═════ Supplied material ═════

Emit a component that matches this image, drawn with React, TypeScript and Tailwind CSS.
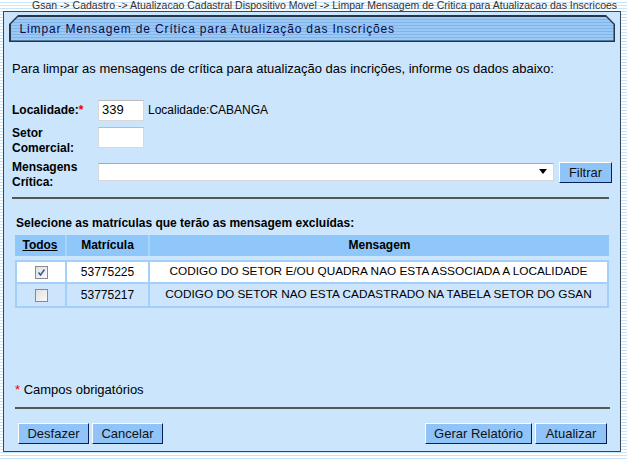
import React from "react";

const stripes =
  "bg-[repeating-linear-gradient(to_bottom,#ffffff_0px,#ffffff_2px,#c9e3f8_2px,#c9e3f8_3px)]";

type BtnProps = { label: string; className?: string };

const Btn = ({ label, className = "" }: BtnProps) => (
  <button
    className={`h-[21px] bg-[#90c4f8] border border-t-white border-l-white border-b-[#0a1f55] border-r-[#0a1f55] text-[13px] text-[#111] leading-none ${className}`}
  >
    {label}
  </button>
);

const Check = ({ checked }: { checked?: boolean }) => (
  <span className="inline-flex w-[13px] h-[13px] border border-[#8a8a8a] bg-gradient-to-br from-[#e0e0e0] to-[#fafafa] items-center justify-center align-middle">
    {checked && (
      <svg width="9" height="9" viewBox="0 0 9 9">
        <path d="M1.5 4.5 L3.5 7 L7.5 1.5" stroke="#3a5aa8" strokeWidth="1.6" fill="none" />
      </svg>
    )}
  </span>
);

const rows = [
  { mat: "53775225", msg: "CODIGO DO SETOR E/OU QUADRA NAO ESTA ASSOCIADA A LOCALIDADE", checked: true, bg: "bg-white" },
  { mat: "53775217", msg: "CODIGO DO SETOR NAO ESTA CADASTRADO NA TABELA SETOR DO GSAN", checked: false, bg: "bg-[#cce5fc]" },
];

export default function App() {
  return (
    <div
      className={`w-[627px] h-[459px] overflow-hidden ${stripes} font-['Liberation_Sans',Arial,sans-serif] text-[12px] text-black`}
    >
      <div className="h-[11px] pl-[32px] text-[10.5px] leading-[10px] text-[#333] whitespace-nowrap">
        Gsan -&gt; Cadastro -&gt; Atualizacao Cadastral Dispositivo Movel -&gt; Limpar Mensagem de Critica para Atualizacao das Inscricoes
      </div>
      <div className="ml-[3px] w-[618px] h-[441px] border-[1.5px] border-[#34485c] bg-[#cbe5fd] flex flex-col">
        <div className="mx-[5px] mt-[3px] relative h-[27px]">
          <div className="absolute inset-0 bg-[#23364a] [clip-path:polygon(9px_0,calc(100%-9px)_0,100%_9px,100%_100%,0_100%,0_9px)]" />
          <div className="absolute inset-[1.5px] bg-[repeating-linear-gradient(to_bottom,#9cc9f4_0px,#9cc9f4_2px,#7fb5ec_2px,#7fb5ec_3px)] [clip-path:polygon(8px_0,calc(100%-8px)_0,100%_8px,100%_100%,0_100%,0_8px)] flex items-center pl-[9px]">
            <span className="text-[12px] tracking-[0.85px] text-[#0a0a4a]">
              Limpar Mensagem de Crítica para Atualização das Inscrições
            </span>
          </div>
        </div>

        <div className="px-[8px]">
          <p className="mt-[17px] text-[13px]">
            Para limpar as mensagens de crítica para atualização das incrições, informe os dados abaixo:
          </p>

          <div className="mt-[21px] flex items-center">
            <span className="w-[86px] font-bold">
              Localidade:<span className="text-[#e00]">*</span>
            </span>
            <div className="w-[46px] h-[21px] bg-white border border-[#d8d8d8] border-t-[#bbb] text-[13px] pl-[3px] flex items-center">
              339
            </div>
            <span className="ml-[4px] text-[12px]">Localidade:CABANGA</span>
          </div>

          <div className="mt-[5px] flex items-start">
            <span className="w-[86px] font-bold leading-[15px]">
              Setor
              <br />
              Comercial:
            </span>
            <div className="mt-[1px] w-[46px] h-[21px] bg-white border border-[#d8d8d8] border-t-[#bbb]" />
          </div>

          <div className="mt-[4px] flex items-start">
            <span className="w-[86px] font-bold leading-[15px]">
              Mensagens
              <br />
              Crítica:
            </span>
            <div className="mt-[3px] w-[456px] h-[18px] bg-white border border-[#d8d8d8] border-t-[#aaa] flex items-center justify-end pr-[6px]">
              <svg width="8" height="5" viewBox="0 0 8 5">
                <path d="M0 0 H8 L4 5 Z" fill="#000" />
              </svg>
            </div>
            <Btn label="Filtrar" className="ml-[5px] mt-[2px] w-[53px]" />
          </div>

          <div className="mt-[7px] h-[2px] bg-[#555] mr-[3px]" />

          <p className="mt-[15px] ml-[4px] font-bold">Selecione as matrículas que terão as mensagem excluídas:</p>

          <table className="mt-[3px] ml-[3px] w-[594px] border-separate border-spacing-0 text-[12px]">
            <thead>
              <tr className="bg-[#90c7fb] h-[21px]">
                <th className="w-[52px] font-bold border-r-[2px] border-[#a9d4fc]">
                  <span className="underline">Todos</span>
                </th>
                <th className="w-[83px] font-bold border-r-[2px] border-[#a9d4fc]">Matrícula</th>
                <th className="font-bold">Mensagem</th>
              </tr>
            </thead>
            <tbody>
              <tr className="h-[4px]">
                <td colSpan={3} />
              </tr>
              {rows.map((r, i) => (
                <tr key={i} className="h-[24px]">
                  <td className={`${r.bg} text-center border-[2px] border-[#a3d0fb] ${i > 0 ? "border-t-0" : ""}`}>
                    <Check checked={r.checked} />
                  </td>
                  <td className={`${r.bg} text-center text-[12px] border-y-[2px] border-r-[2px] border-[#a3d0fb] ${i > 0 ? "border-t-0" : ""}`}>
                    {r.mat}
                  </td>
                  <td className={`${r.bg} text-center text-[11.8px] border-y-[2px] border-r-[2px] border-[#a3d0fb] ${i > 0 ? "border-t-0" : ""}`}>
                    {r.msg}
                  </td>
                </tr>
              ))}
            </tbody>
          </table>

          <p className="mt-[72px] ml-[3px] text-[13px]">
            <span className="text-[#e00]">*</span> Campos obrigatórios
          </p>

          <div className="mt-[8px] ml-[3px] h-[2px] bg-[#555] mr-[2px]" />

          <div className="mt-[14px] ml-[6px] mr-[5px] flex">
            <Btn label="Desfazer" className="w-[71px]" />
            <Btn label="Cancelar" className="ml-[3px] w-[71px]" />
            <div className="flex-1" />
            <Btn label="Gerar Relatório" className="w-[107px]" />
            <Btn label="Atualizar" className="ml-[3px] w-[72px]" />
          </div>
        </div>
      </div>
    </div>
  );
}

═════

**Task directions**
Restate the listing above word for word, and skip the pictures.

**Solution below**
Emit a component that matches this image, drawn with React, TypeScript and Tailwind CSS.
import React from "react";

const stripes =
  "bg-[repeating-linear-gradient(to_bottom,#ffffff_0px,#ffffff_2px,#c9e3f8_2px,#c9e3f8_3px)]";

type BtnProps = { label: string; className?: string };

const Btn = ({ label, className = "" }: BtnProps) => (
  <button
    className={`h-[21px] bg-[#90c4f8] border border-t-white border-l-white border-b-[#0a1f55] border-r-[#0a1f55] text-[13px] text-[#111] leading-none ${className}`}
  >
    {label}
  </button>
);

const Check = ({ checked }: { checked?: boolean }) => (
  <span className="inline-flex w-[13px] h-[13px] border border-[#8a8a8a] bg-gradient-to-br from-[#e0e0e0] to-[#fafafa] items-center justify-center align-middle">
    {checked && (
      <svg width="9" height="9" viewBox="0 0 9 9">
        <path d="M1.5 4.5 L3.5 7 L7.5 1.5" stroke="#3a5aa8" strokeWidth="1.6" fill="none" />
      </svg>
    )}
  </span>
);

const rows = [
  { mat: "53775225", msg: "CODIGO DO SETOR E/OU QUADRA NAO ESTA ASSOCIADA A LOCALIDADE", checked: true, bg: "bg-white" },
  { mat: "53775217", msg: "CODIGO DO SETOR NAO ESTA CADASTRADO NA TABELA SETOR DO GSAN", checked: false, bg: "bg-[#cce5fc]" },
];

export default function App() {
  return (
    <div
      className={`w-[627px] h-[459px] overflow-hidden ${stripes} font-['Liberation_Sans',Arial,sans-serif] text-[12px] text-black`}
    >
      <div className="h-[11px] pl-[32px] text-[10.5px] leading-[10px] text-[#333] whitespace-nowrap">
        Gsan -&gt; Cadastro -&gt; Atualizacao Cadastral Dispositivo Movel -&gt; Limpar Mensagem de Critica para Atualizacao das Inscricoes
      </div>
      <div className="ml-[3px] w-[618px] h-[441px] border-[1.5px] border-[#34485c] bg-[#cbe5fd] flex flex-col">
        <div className="mx-[5px] mt-[3px] relative h-[27px]">
          <div className="absolute inset-0 bg-[#23364a] [clip-path:polygon(9px_0,calc(100%-9px)_0,100%_9px,100%_100%,0_100%,0_9px)]" />
          <div className="absolute inset-[1.5px] bg-[repeating-linear-gradient(to_bottom,#9cc9f4_0px,#9cc9f4_2px,#7fb5ec_2px,#7fb5ec_3px)] [clip-path:polygon(8px_0,calc(100%-8px)_0,100%_8px,100%_100%,0_100%,0_8px)] flex items-center pl-[9px]">
            <span className="text-[12px] tracking-[0.85px] text-[#0a0a4a]">
              Limpar Mensagem de Crítica para Atualização das Inscrições
            </span>
          </div>
        </div>

        <div className="px-[8px]">
          <p className="mt-[17px] text-[13px]">
            Para limpar as mensagens de crítica para atualização das incrições, informe os dados abaixo:
          </p>

          <div className="mt-[21px] flex items-center">
            <span className="w-[86px] font-bold">
              Localidade:<span className="text-[#e00]">*</span>
            </span>
            <div className="w-[46px] h-[21px] bg-white border border-[#d8d8d8] border-t-[#bbb] text-[13px] pl-[3px] flex items-center">
              339
            </div>
            <span className="ml-[4px] text-[12px]">Localidade:CABANGA</span>
          </div>

          <div className="mt-[5px] flex items-start">
            <span className="w-[86px] font-bold leading-[15px]">
              Setor
              <br />
              Comercial:
            </span>
            <div className="mt-[1px] w-[46px] h-[21px] bg-white border border-[#d8d8d8] border-t-[#bbb]" />
          </div>

          <div className="mt-[4px] flex items-start">
            <span className="w-[86px] font-bold leading-[15px]">
              Mensagens
              <br />
              Crítica:
            </span>
            <div className="mt-[3px] w-[456px] h-[18px] bg-white border border-[#d8d8d8] border-t-[#aaa] flex items-center justify-end pr-[6px]">
              <svg width="8" height="5" viewBox="0 0 8 5">
                <path d="M0 0 H8 L4 5 Z" fill="#000" />
              </svg>
            </div>
            <Btn label="Filtrar" className="ml-[5px] mt-[2px] w-[53px]" />
          </div>

          <div className="mt-[7px] h-[2px] bg-[#555] mr-[3px]" />

          <p className="mt-[15px] ml-[4px] font-bold">Selecione as matrículas que terão as mensagem excluídas:</p>

          <table className="mt-[3px] ml-[3px] w-[594px] border-separate border-spacing-0 text-[12px]">
            <thead>
              <tr className="bg-[#90c7fb] h-[21px]">
                <th className="w-[52px] font-bold border-r-[2px] border-[#a9d4fc]">
                  <span className="underline">Todos</span>
                </th>
                <th className="w-[83px] font-bold border-r-[2px] border-[#a9d4fc]">Matrícula</th>
                <th className="font-bold">Mensagem</th>
              </tr>
            </thead>
            <tbody>
              <tr className="h-[4px]">
                <td colSpan={3} />
              </tr>
              {rows.map((r, i) => (
                <tr key={i} className="h-[24px]">
                  <td className={`${r.bg} text-center border-[2px] border-[#a3d0fb] ${i > 0 ? "border-t-0" : ""}`}>
                    <Check checked={r.checked} />
                  </td>
                  <td className={`${r.bg} text-center text-[12px] border-y-[2px] border-r-[2px] border-[#a3d0fb] ${i > 0 ? "border-t-0" : ""}`}>
                    {r.mat}
                  </td>
                  <td className={`${r.bg} text-center text-[11.8px] border-y-[2px] border-r-[2px] border-[#a3d0fb] ${i > 0 ? "border-t-0" : ""}`}>
                    {r.msg}
                  </td>
                </tr>
              ))}
            </tbody>
          </table>

          <p className="mt-[72px] ml-[3px] text-[13px]">
            <span className="text-[#e00]">*</span> Campos obrigatórios
          </p>

          <div className="mt-[8px] ml-[3px] h-[2px] bg-[#555] mr-[2px]" />

          <div className="mt-[14px] ml-[6px] mr-[5px] flex">
            <Btn label="Desfazer" className="w-[71px]" />
            <Btn label="Cancelar" className="ml-[3px] w-[71px]" />
            <div className="flex-1" />
            <Btn label="Gerar Relatório" className="w-[107px]" />
            <Btn label="Atualizar" className="ml-[3px] w-[72px]" />
          </div>
        </div>
      </div>
    </div>
  );
}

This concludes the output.